→ Given problem:
Give a verbatim copy of the lines below, minus the pictures.
◆ ◆ ◆ ◆ ◆
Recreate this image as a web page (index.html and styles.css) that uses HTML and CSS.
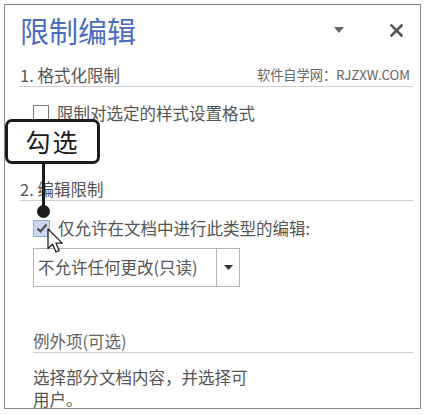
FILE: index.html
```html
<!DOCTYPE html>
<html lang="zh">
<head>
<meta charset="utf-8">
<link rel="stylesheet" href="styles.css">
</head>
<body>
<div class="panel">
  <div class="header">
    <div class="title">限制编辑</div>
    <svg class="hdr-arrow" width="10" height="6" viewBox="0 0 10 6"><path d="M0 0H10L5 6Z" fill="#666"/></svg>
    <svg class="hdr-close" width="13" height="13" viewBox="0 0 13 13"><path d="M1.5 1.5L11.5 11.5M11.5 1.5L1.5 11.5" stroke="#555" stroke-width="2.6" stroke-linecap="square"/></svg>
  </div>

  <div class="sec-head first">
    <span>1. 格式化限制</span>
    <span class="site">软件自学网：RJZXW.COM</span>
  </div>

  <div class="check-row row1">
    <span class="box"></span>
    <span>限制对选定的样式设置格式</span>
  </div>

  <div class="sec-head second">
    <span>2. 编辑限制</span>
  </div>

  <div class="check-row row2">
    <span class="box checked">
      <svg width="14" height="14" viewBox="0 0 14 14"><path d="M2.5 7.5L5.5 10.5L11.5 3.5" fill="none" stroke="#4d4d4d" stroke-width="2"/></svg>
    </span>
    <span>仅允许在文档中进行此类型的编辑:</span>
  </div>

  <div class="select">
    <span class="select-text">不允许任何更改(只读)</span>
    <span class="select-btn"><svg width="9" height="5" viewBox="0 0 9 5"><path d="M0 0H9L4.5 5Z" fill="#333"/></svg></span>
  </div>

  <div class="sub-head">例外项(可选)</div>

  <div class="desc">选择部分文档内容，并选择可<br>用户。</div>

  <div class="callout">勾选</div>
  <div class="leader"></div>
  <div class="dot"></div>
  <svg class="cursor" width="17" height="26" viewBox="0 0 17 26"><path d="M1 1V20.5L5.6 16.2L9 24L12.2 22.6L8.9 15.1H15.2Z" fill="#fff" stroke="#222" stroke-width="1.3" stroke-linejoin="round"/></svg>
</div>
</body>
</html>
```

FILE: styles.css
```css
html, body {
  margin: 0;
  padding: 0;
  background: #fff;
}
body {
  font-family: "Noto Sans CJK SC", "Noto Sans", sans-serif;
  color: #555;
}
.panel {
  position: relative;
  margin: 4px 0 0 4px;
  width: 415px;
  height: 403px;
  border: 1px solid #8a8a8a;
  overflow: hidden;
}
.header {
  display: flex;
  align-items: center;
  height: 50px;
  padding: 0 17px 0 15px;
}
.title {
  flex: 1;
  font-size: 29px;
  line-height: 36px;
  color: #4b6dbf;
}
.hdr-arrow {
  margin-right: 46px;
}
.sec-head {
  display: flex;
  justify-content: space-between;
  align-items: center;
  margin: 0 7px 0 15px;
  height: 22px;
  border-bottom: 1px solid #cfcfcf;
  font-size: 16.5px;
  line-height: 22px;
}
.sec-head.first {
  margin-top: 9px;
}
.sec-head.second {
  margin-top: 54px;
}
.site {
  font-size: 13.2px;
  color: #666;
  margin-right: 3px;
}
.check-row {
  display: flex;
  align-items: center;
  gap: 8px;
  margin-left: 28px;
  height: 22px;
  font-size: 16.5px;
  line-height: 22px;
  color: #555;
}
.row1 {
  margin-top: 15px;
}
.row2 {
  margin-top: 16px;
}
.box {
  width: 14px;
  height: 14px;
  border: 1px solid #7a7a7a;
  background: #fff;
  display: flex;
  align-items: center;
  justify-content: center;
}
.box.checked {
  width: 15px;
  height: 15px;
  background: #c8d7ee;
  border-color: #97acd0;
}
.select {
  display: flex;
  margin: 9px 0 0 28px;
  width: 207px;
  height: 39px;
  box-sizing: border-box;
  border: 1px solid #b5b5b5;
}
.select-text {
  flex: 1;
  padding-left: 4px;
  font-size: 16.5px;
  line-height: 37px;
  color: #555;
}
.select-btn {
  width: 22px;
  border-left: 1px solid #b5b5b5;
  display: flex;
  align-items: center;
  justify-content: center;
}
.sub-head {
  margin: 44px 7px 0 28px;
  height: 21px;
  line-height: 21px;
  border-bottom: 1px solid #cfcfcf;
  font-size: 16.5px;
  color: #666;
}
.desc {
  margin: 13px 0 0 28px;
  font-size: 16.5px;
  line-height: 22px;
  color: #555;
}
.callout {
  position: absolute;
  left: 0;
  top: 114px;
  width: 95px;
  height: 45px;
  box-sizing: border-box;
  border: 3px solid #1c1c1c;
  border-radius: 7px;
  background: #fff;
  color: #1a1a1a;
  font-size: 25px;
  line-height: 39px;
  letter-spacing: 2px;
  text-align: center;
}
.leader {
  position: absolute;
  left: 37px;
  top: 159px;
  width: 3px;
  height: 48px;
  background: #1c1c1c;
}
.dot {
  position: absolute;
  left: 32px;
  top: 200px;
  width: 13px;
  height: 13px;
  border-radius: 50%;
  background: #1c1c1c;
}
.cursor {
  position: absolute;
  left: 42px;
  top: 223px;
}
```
◆ ◆ ◆ ◆ ◆
→ Complete answer:
Recreate this image as a web page (index.html and styles.css) that uses HTML and CSS.
FILE: index.html
```html
<!DOCTYPE html>
<html lang="zh">
<head>
<meta charset="utf-8">
<link rel="stylesheet" href="styles.css">
</head>
<body>
<div class="panel">
  <div class="header">
    <div class="title">限制编辑</div>
    <svg class="hdr-arrow" width="10" height="6" viewBox="0 0 10 6"><path d="M0 0H10L5 6Z" fill="#666"/></svg>
    <svg class="hdr-close" width="13" height="13" viewBox="0 0 13 13"><path d="M1.5 1.5L11.5 11.5M11.5 1.5L1.5 11.5" stroke="#555" stroke-width="2.6" stroke-linecap="square"/></svg>
  </div>

  <div class="sec-head first">
    <span>1. 格式化限制</span>
    <span class="site">软件自学网：RJZXW.COM</span>
  </div>

  <div class="check-row row1">
    <span class="box"></span>
    <span>限制对选定的样式设置格式</span>
  </div>

  <div class="sec-head second">
    <span>2. 编辑限制</span>
  </div>

  <div class="check-row row2">
    <span class="box checked">
      <svg width="14" height="14" viewBox="0 0 14 14"><path d="M2.5 7.5L5.5 10.5L11.5 3.5" fill="none" stroke="#4d4d4d" stroke-width="2"/></svg>
    </span>
    <span>仅允许在文档中进行此类型的编辑:</span>
  </div>

  <div class="select">
    <span class="select-text">不允许任何更改(只读)</span>
    <span class="select-btn"><svg width="9" height="5" viewBox="0 0 9 5"><path d="M0 0H9L4.5 5Z" fill="#333"/></svg></span>
  </div>

  <div class="sub-head">例外项(可选)</div>

  <div class="desc">选择部分文档内容，并选择可<br>用户。</div>

  <div class="callout">勾选</div>
  <div class="leader"></div>
  <div class="dot"></div>
  <svg class="cursor" width="17" height="26" viewBox="0 0 17 26"><path d="M1 1V20.5L5.6 16.2L9 24L12.2 22.6L8.9 15.1H15.2Z" fill="#fff" stroke="#222" stroke-width="1.3" stroke-linejoin="round"/></svg>
</div>
</body>
</html>
```

FILE: styles.css
```css
html, body {
  margin: 0;
  padding: 0;
  background: #fff;
}
body {
  font-family: "Noto Sans CJK SC", "Noto Sans", sans-serif;
  color: #555;
}
.panel {
  position: relative;
  margin: 4px 0 0 4px;
  width: 415px;
  height: 403px;
  border: 1px solid #8a8a8a;
  overflow: hidden;
}
.header {
  display: flex;
  align-items: center;
  height: 50px;
  padding: 0 17px 0 15px;
}
.title {
  flex: 1;
  font-size: 29px;
  line-height: 36px;
  color: #4b6dbf;
}
.hdr-arrow {
  margin-right: 46px;
}
.sec-head {
  display: flex;
  justify-content: space-between;
  align-items: center;
  margin: 0 7px 0 15px;
  height: 22px;
  border-bottom: 1px solid #cfcfcf;
  font-size: 16.5px;
  line-height: 22px;
}
.sec-head.first {
  margin-top: 9px;
}
.sec-head.second {
  margin-top: 54px;
}
.site {
  font-size: 13.2px;
  color: #666;
  margin-right: 3px;
}
.check-row {
  display: flex;
  align-items: center;
  gap: 8px;
  margin-left: 28px;
  height: 22px;
  font-size: 16.5px;
  line-height: 22px;
  color: #555;
}
.row1 {
  margin-top: 15px;
}
.row2 {
  margin-top: 16px;
}
.box {
  width: 14px;
  height: 14px;
  border: 1px solid #7a7a7a;
  background: #fff;
  display: flex;
  align-items: center;
  justify-content: center;
}
.box.checked {
  width: 15px;
  height: 15px;
  background: #c8d7ee;
  border-color: #97acd0;
}
.select {
  display: flex;
  margin: 9px 0 0 28px;
  width: 207px;
  height: 39px;
  box-sizing: border-box;
  border: 1px solid #b5b5b5;
}
.select-text {
  flex: 1;
  padding-left: 4px;
  font-size: 16.5px;
  line-height: 37px;
  color: #555;
}
.select-btn {
  width: 22px;
  border-left: 1px solid #b5b5b5;
  display: flex;
  align-items: center;
  justify-content: center;
}
.sub-head {
  margin: 44px 7px 0 28px;
  height: 21px;
  line-height: 21px;
  border-bottom: 1px solid #cfcfcf;
  font-size: 16.5px;
  color: #666;
}
.desc {
  margin: 13px 0 0 28px;
  font-size: 16.5px;
  line-height: 22px;
  color: #555;
}
.callout {
  position: absolute;
  left: 0;
  top: 114px;
  width: 95px;
  height: 45px;
  box-sizing: border-box;
  border: 3px solid #1c1c1c;
  border-radius: 7px;
  background: #fff;
  color: #1a1a1a;
  font-size: 25px;
  line-height: 39px;
  letter-spacing: 2px;
  text-align: center;
}
.leader {
  position: absolute;
  left: 37px;
  top: 159px;
  width: 3px;
  height: 48px;
  background: #1c1c1c;
}
.dot {
  position: absolute;
  left: 32px;
  top: 200px;
  width: 13px;
  height: 13px;
  border-radius: 50%;
  background: #1c1c1c;
}
.cursor {
  position: absolute;
  left: 42px;
  top: 223px;
}
```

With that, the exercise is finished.